The USB human interface device class can be used to describe both device and interface classes. The interface class is used when a USB device can contain more than one function. It is possible, therefore, to have USB devices with two different interfaces at the same time (for example, a USB telephone may use a keypad covered by the HID class and a speaker covered by the USB communications device class).

The interface devices are also defined with subclass descriptors. The subclass descriptor is used to declare a device bootable. A boot device meets a minimum adherence to a basic protocol and will be recognized by a computer's BIOS.

Each USB HID interface communicates with the host using either a control pipe or an interrupt pipe. Isochronous and bulk pipes are not used in HID class devices.
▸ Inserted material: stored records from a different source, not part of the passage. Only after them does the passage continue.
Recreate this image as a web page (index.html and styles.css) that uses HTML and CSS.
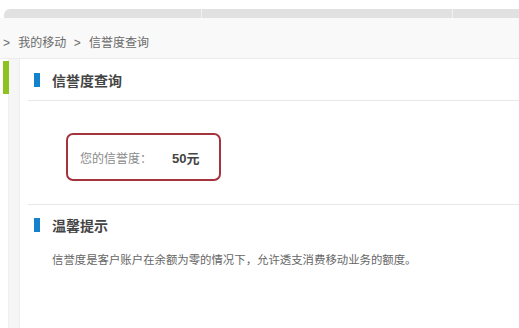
FILE: index.html
```html
<!DOCTYPE html>
<html lang="zh-CN">
    <head>
        <meta charset="UTF-8">
        <title>信誉度查询</title>
        <link rel="stylesheet" href="styles.css">
    </head>
    <body>
        <div class="top_bar">
            <div class="tab tab_first"></div>
            <div class="tab tab_mid"></div>
            <div class="tab tab_last"></div>
        </div>
        <div class="crumbs">
            <span class="arrow">&gt;</span>
            <a href="#">我的移动</a>
            <span class="arrow">&gt;</span>
            <span>信誉度查询</span>
        </div>
        <div class="main">
            <div class="side">
                <div class="side_mark"></div>
            </div>
            <div class="panel">
                <div class="panel_title">
                    <span class="mark"></span>
                    <span>信誉度查询</span>
                </div>
                <div class="credit_area">
                    <div class="credit_box">
                        <span class="credit_label">您的信誉度：</span>
                        <span class="credit_value">50元</span>
                    </div>
                </div>
                <div class="panel_title tips_title">
                    <span class="mark"></span>
                    <span>温馨提示</span>
                </div>
                <p class="tips_text">信誉度是客户账户在余额为零的情况下，允许透支消费移动业务的额度。</p>
            </div>
        </div>
    </body>
</html>
```

FILE: styles.css
```css
* {
    margin: 0;
    padding: 0;
    box-sizing: border-box;
}

body {
    background-color: white;
    font-family: "Liberation Sans", "Noto Sans CJK SC", sans-serif;
    width: 519px;
    height: 328px;
    overflow: hidden;
}

.top_bar {
    display: flex;
    height: 9px;
    margin: 9px 0 0 4px;
    background-color: #e1e1e1;
    border-radius: 6px 0 0 0;
}

.tab_first {
    width: 198px;
    border-right: 1px solid #f2f2f2;
}

.tab_mid {
    width: 251px;
    border-right: 1px solid #f2f2f2;
}

.tab_last {
    flex: 1;
}

.crumbs {
    height: 41px;
    background-color: #f9f9f9;
    border-bottom: 1px solid #ececec;
    padding: 15px 0 0 3px;
    font-size: 12px;
    color: #6a6a6a;
}

.crumbs a {
    color: #6a6a6a;
    text-decoration: none;
}

.crumbs .arrow {
    margin: 0 5px 0 0;
}

.crumbs a + .arrow {
    margin-left: 4px;
}

.main {
    display: flex;
    height: 269px;
}

.side {
    width: 20px;
    background: linear-gradient(to right, white 8px, #e9e9e9 8px, #f6f6f6 9px, #f6f6f6 19px, #ededed 19px);
    padding-top: 2px;
}

.side_mark {
    width: 6px;
    height: 33px;
    margin-left: 3px;
    background-color: #8dc21f;
}

.panel {
    flex: 1;
    padding-left: 8px;
}

.panel_title {
    display: flex;
    align-items: center;
    height: 42px;
    border-bottom: 1px solid #e8e8e8;
    padding-left: 6px;
    font-size: 14px;
    font-weight: bold;
    color: #444;
}

.mark {
    width: 6px;
    height: 14px;
    background-color: #1580cc;
    margin-right: 12px;
}

.credit_area {
    height: 104px;
    border-bottom: 1px solid #e8e8e8;
    padding: 32px 0 0 38px;
}

.credit_box {
    display: flex;
    align-items: center;
    width: 155px;
    height: 48px;
    border: 2px solid #a3333d;
    border-radius: 7px;
    padding-left: 12px;
}

.credit_label {
    font-size: 12px;
    color: #8a8a8a;
}

.credit_value {
    margin-left: 20px;
    font-size: 13px;
    font-weight: bold;
    color: #444;
}

.tips_title {
    height: 40px;
    border-bottom: none;
}

.tips_text {
    padding: 6px 0 0 24px;
    font-size: 11.4px;
    color: #666;
}
```
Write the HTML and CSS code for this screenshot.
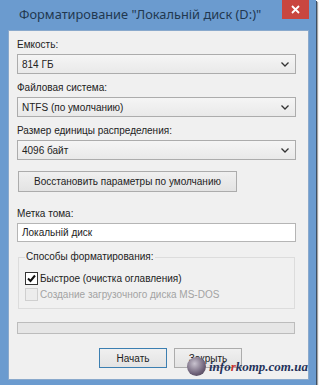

Both IN and OUT control transfers are required for enumeration; only an IN interrupt transfer is required for HID reports. OUT interrupt transfers are optional in HID-class devices.

=== Reports ===

The USB HID class requires that every device describes how it will communicate with the host device in order to accurately predict and define all current and future human interface devices. During enumeration the device describes how its reports are to be structured so that the host device can properly prepare to receive this information.

The host periodically polls the device's interrupt IN endpoint during operation. When the device has data to send it forms a report and sends it as a reply to the poll token. Common devices such as keyboards and mice send reports that are compliant with standards set by the USB Implementers Forum (USB-IF). When a vendor makes a custom USB HID class device, the reports formed by the device need to match the report description given during enumeration and the driver installed on the host system. In this way it is possible for the USB HID class to be extremely flexible.

== USB HID API ==

There are two levels of APIs related to USB HID: the USB level and the operating system level. At the USB level, there is a protocol for devices to announce their capabilities and the operating system to parse the data it gets. The operating system then offers a higher-level view to applications, which do not need to include support for individual devices but for classes of devices. This abstraction layer allows a game to work with any USB controller, for example, even ones created after the game.